Qu’as-tu appris enfin de la culture finlandaise en réalisant cette pièce ?

Cela a été pour moi une découverte totale. J’ai eu la chance de beaucoup voyager en Europe dans ma jeunesse, mais je dois admettre que je ne connaissais pas du tout les pays nordiques. Cela a donc été une découverte complète d’aller en Finlande, ce pays magnifique, avec des gens très accueillants, très mystérieux, assez fermés, qui ont d’ailleurs quelques liens avec les Luxembourgeois et Luxembourgeoises. Ce qui m’a particulièrement marqué, c’est l’importance des forêts, puisque le pays en est composé très majoritairement, ainsi que de lacs. On peut passer des heures, là-bas, à traverser des forêts. J’avais déjà connu cela au Canada, mais jamais encore en Europe. Il y a quelque chose d’assez tellurique en Finlande : on y sent vraiment l’énergie et la puissance de la terre, son ancestralité. Comme si cet endroit avait été préservé, il avait encore toute son identité (ce qui n’est pas tout à fait vrai puisque de nombreux arbres y ont été plantés). On sent aussi, chez les habitants, cette grande nécessité, cette réalité, ce besoin explicite d’être au plus proche de ces éléments.

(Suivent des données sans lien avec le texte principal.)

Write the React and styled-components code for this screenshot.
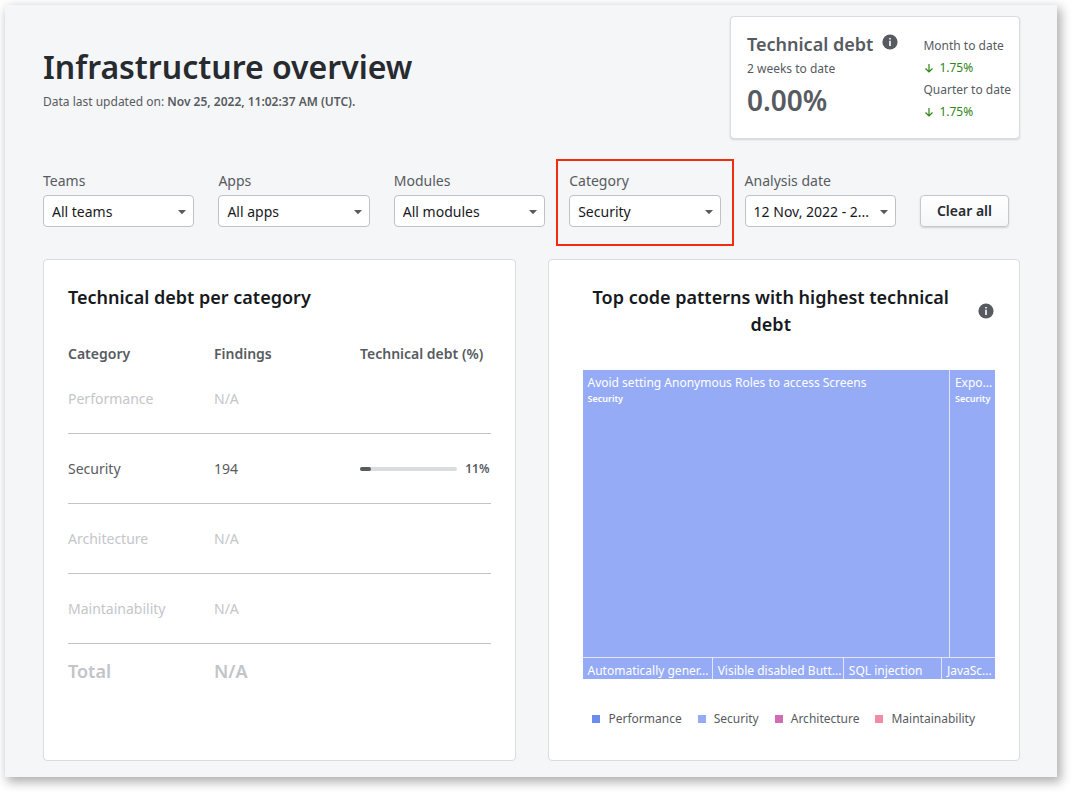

Tel est d’ailleurs le propos de ma pièce : avons-nous besoin d’être proches de ces autres êtres vivants ? Que peut-on leur apporter et comment dialoguer, interagir avec elles, vivre ensemble en harmonie, « naturellement », pour reprendre le titre du spectacle, avec toute l’ambiguïté et la complexité que peut receler ce terme.